Not having a customer.
I cannot overstate this enough because it's the easiest mistake to make and I've already made it more than once.
It's so easy to say, "This is so cool!" or "I can do that!"
And then, "Who WOULDN'T want it?"
As it turns out, there's a very real possibility (even probability) that no one would want what you think is cool.
Having a customer, OTOH, changes everything. They're way too busy doing their jobs to ponder what's cool. They just want solutions to their problems. And they'll tell you. Especially if you are receptive or know how to ask.
Most of the times customers told me what they needed, I probably never would have thought of it on my own. And, invariably, those were the things that ended up being closest to what other people wanted, too.
I'm fairly stupid and I don't possess a crystal ball...but since I also don't want to waste my time on things that don't pan out financially, I've spent quite a bit thinking about this question. I like to keep things simple, so I will generally only start or buy a company if it does one or more of the following (the more, the better): 1. Make the user money. 2. Save the user time. 3. Save the user money. 4. Get the user laid. 5. Save the user's life/improve their health.

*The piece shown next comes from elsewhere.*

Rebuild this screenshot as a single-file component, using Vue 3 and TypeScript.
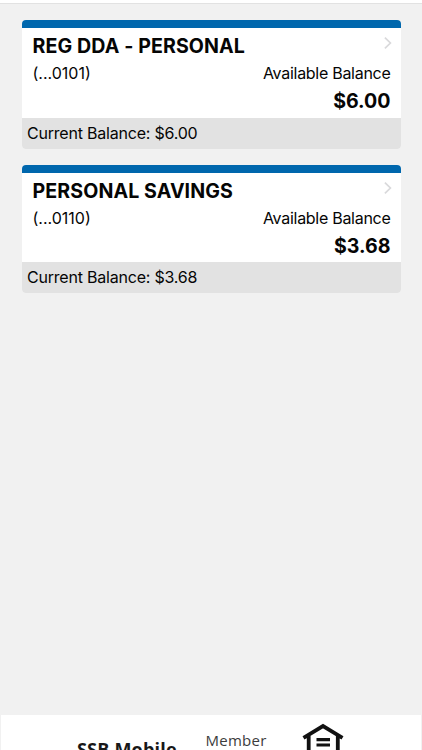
<script setup lang="ts">
interface Account {
  name: string
  mask: string
  available: string
  current: string
}

const accounts: Account[] = [
  { name: 'REG DDA - PERSONAL', mask: '(...0101)', available: '$6.00', current: '$6.00' },
  { name: 'PERSONAL SAVINGS', mask: '(...0110)', available: '$3.68', current: '$3.68' },
]
</script>

<template>
  <div class="screen">
    <header class="topbar"></header>
    <main class="accounts">
      <article v-for="account in accounts" :key="account.mask" class="card">
        <div class="card-body">
          <div class="row title-row">
            <h2 class="name">{{ account.name }}</h2>
            <svg class="chevron" width="10" height="14" viewBox="0 0 10 14" fill="none">
              <path d="M1.9 1.6L7.4 7L1.9 12.4" stroke="#d9d9db" stroke-width="1.7" />
            </svg>
          </div>
          <div class="row detail">
            <span>{{ account.mask }}</span>
            <span class="label">Available Balance</span>
          </div>
          <div class="amount">{{ account.available }}</div>
        </div>
        <div class="card-foot">Current Balance: {{ account.current }}</div>
      </article>
    </main>
    <footer class="footer">
      <span class="brand">SSB Mobile</span>
      <span class="member">Member</span>
      <svg class="lender" width="42" height="30" viewBox="0 0 42 30" fill="none">
        <path d="M1.5 14.8L21 3L40.5 14.8M6.7 13V30M35.8 13V30" stroke="#111" stroke-width="3.8" />
        <path d="M14.5 16.6H28M14.5 22H28" stroke="#111" stroke-width="3.2" />
      </svg>
    </footer>
  </div>
</template>

<style>
body {
  margin: 0;
  overflow: hidden;
}
</style>

<style scoped>
.screen {
  display: flex;
  flex-direction: column;
  height: 750px;
  overflow: hidden;
  box-sizing: border-box;
  background: #f1f1f1;
  color: #050505;
  font-family: Inter, "Liberation Sans", sans-serif;
}
.topbar {
  height: 3px;
  flex: none;
  background: #fff;
  border-bottom: 1px solid #e2e2e2;
}
.accounts {
  flex: 1;
  display: flex;
  flex-direction: column;
  gap: 16px;
  padding: 16.3px 21px 0 21.5px;
}
.card {
  height: 128.3px;
  display: flex;
  flex-direction: column;
  overflow: hidden;
  border-radius: 4px;
  background: #fff;
}
.card-body {
  flex: 1;
  box-sizing: border-box;
  border-top: 8.5px solid #0067ad;
  padding: 6px 10.5px 0 11px;
}
.row {
  display: flex;
  justify-content: space-between;
}
.title-row {
  height: 24px;
}
.name {
  margin: 0;
  font-size: 19.6px;
  line-height: 25px;
  font-weight: 700;
  letter-spacing: 0.1px;
}
.chevron {
  margin: 2px -2px 0 0;
}
.detail {
  margin-top: 3px;
  font-size: 16px;
  line-height: 24px;
}
.label {
  letter-spacing: -0.28px;
}
.amount {
  margin-top: 3px;
  text-align: right;
  font-size: 19.6px;
  line-height: 26px;
  font-weight: 700;
}
.card-foot {
  flex: none;
  height: 31px;
  padding-left: 5.5px;
  background: #e2e2e2;
  font-size: 16px;
  line-height: 30px;
  letter-spacing: -0.21px;
}
.footer {
  flex: none;
  display: flex;
  align-items: flex-start;
  height: 35px;
  margin: 0 1px;
  overflow: hidden;
  background: #fff;
  font-family: "Open Sans", "Noto Sans", sans-serif;
}
.brand {
  width: 128.5px;
  padding: 22px 0 0 76px;
  font-size: 18px;
  line-height: 24px;
  font-weight: 700;
  letter-spacing: 0.2px;
  color: #181818;
  white-space: nowrap;
}
.member {
  width: 96px;
  padding-top: 14px;
  font-size: 15px;
  line-height: 22px;
  letter-spacing: 0.25px;
  color: #3c3c3c;
}
.lender {
  flex: none;
  margin-top: 8px;
}
</style>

There are a few other rules. Numbers 2 and 4 should never exist only on their own. Number 5 is often one of the most difficult to execute because prevention is harder to sell than solutions. And all of the potential ideas have to be a superior enough solution that they outweigh the switching costs for the customer (including the switching cost from nothing, inertia is a bitch!) Number 2 is the most likely to suffer from the "unwanted solution" problem (for various reasons, an outlining of which I suppose would better address the original question.) Multiple streams of income and multiple customer bases are always good things, just to hedge your bets.